The primacy that Labour has given to the (deeply flawed) pragmatic over the political indicates the difficulty involved in unravelling housing bubbles. For all the Tax Working Group’s cogent arguments about intergenerational equity, it was not able to get away from the fact that the property market remains a key determinant of wealth in this country, and a significant enough and vocal enough proportion of the country is invested in these cycles that a party they can’t win an election without sustaining those cycles.

Political communication doesn’t have time for this, and what discussion it does get into is framed along party lines of blame. Few are going to be able to get up in parliament and punchily point the finger at a systemic problem enabled by a plethora of forces over time, and none are going to propose those systems be wholesale dismantled.

In the short-term, killing the CGT – along with the PM’s impressive response to the Christchurch terror attacks – may well have secured the next election victory for the Labour Party (although the combination of their coalition partners is not yet clear). In favouring the pragmatic over the political, however, Labour have put themselves in a doubly-difficult long-term situation.
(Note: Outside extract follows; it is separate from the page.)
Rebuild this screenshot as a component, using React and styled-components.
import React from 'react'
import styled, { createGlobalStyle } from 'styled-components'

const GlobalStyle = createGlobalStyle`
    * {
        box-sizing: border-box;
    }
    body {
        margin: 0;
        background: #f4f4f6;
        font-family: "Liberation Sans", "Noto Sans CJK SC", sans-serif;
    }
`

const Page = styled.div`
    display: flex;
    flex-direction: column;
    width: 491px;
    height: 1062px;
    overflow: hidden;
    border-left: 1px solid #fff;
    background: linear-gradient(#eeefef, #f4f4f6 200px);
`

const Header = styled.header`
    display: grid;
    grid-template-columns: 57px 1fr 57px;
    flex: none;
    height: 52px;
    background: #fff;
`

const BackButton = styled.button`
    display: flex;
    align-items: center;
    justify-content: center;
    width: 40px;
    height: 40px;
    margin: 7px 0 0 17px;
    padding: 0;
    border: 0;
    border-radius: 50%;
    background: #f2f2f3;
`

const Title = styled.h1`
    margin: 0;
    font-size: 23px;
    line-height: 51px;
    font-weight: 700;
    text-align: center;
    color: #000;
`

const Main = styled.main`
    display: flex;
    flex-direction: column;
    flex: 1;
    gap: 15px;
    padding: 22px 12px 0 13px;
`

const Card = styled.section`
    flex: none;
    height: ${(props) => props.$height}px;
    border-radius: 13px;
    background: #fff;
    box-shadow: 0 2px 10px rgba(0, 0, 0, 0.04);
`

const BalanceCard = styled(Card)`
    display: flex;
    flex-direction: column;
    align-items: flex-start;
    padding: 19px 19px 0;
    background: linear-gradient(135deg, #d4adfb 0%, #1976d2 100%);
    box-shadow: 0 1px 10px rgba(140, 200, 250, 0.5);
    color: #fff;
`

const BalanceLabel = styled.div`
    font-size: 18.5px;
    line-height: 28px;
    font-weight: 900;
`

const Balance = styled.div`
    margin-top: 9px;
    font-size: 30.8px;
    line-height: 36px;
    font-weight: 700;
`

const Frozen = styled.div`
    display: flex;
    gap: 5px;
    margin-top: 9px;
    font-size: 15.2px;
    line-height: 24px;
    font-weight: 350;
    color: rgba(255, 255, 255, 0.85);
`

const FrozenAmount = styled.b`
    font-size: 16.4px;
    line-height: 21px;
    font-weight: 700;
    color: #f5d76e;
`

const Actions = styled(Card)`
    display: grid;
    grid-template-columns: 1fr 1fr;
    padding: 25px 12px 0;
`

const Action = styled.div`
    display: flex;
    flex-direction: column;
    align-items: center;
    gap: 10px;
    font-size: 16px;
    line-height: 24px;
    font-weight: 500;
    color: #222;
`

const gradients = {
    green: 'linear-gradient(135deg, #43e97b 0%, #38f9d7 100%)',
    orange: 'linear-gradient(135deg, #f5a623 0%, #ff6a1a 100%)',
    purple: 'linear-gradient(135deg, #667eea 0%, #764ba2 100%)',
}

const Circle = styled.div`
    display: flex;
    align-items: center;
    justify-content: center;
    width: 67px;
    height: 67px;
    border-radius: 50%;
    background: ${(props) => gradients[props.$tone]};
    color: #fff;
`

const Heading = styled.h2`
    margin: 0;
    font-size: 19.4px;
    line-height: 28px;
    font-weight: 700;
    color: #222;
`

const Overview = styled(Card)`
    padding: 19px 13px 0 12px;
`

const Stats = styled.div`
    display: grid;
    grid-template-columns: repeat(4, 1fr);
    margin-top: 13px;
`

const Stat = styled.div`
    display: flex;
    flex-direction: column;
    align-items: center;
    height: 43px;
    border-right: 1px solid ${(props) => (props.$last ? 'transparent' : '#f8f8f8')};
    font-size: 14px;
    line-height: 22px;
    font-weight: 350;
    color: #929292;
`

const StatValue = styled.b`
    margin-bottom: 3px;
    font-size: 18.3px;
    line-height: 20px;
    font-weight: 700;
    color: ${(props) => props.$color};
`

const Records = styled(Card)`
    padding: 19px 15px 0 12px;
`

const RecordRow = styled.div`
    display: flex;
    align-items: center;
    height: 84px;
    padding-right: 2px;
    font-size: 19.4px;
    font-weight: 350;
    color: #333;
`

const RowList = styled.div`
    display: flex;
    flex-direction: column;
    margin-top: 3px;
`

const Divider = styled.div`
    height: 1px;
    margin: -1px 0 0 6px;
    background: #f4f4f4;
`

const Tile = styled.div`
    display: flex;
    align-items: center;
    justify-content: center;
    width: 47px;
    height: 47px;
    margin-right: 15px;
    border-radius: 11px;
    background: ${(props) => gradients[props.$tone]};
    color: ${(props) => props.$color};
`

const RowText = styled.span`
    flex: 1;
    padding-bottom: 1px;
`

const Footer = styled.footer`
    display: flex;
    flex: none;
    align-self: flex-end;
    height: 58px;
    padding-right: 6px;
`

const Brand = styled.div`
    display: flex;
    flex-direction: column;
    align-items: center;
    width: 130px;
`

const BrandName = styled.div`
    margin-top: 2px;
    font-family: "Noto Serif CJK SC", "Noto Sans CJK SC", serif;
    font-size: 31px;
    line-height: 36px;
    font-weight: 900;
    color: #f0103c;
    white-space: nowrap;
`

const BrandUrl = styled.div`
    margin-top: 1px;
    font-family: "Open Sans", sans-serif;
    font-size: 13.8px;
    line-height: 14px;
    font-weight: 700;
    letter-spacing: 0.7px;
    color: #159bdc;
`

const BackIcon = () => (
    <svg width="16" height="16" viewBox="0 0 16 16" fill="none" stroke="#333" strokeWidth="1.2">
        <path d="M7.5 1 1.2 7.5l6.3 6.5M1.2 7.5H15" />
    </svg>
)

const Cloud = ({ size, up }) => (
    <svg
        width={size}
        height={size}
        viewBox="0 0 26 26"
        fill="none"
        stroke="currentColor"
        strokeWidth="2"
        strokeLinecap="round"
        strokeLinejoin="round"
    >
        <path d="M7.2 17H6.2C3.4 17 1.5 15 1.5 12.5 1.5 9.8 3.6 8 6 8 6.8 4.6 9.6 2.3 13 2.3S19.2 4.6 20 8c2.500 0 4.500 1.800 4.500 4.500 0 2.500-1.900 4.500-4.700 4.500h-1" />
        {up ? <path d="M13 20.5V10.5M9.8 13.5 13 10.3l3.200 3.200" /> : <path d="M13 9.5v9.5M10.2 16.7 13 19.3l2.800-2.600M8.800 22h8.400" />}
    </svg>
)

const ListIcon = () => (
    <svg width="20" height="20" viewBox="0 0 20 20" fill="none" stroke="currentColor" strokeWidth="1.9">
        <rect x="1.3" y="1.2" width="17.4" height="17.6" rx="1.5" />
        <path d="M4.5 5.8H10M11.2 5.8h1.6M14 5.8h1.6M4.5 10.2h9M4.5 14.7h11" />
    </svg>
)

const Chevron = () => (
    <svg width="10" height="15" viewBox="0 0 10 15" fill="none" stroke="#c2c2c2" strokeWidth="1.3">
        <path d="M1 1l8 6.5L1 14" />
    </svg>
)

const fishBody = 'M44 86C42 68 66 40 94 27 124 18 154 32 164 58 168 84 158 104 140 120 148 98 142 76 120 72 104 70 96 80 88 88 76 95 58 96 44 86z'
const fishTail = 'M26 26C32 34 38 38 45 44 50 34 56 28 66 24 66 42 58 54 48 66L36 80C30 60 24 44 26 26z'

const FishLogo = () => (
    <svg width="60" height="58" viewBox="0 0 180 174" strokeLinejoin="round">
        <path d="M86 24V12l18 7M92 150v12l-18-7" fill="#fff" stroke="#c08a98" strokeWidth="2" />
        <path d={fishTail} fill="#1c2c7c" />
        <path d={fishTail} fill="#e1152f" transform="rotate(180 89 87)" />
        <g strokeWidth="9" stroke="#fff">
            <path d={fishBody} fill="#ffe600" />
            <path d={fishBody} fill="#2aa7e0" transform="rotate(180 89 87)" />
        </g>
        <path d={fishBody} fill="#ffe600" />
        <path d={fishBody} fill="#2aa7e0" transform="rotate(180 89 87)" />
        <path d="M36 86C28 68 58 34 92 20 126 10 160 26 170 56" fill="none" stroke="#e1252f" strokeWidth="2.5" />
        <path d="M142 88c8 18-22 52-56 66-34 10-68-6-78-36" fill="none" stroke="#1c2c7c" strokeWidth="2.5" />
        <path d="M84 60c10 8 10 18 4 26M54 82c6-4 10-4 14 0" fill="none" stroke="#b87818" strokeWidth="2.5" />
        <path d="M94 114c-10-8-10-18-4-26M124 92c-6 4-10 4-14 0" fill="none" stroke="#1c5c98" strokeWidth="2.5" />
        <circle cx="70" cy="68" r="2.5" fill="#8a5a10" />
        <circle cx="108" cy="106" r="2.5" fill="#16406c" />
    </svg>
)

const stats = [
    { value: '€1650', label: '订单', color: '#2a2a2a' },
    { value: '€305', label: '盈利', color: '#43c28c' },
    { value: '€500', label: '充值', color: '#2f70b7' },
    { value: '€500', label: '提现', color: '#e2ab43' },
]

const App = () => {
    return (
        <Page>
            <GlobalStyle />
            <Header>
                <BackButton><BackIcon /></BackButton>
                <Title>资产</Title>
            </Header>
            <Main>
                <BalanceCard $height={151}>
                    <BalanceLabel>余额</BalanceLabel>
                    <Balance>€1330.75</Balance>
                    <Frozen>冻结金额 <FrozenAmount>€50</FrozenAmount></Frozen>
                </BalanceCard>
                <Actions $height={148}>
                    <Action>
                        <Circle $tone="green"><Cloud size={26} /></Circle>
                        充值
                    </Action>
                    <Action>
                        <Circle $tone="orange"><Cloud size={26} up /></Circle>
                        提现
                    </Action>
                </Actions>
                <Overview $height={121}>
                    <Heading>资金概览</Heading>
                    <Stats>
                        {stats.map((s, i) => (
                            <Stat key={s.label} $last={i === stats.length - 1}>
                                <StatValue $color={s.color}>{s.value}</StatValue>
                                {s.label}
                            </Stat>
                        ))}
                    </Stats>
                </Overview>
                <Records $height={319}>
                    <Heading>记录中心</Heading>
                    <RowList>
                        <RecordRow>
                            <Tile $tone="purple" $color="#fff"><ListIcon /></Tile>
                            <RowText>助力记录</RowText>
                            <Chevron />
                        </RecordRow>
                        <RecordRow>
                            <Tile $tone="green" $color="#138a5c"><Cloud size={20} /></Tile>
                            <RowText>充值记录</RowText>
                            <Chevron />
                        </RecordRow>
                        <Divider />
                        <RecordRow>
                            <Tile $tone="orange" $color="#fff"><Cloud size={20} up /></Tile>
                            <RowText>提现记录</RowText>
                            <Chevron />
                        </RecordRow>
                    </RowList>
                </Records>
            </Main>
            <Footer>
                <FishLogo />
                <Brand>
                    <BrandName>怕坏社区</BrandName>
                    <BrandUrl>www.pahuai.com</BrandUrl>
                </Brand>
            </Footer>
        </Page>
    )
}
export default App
Falling house prices will inevitably become a political issue, and their impact on the building market will make pragmatic delivery of Kiwibuild a public relations nightmare.

Long-term political survival will require them to return to their base – and would-be base – with a renewable willingness to tackle hard political questions. Given this question, in the PM’s own unambiguous words, appears to be totally closed off for now, that looks increasingly unlikely.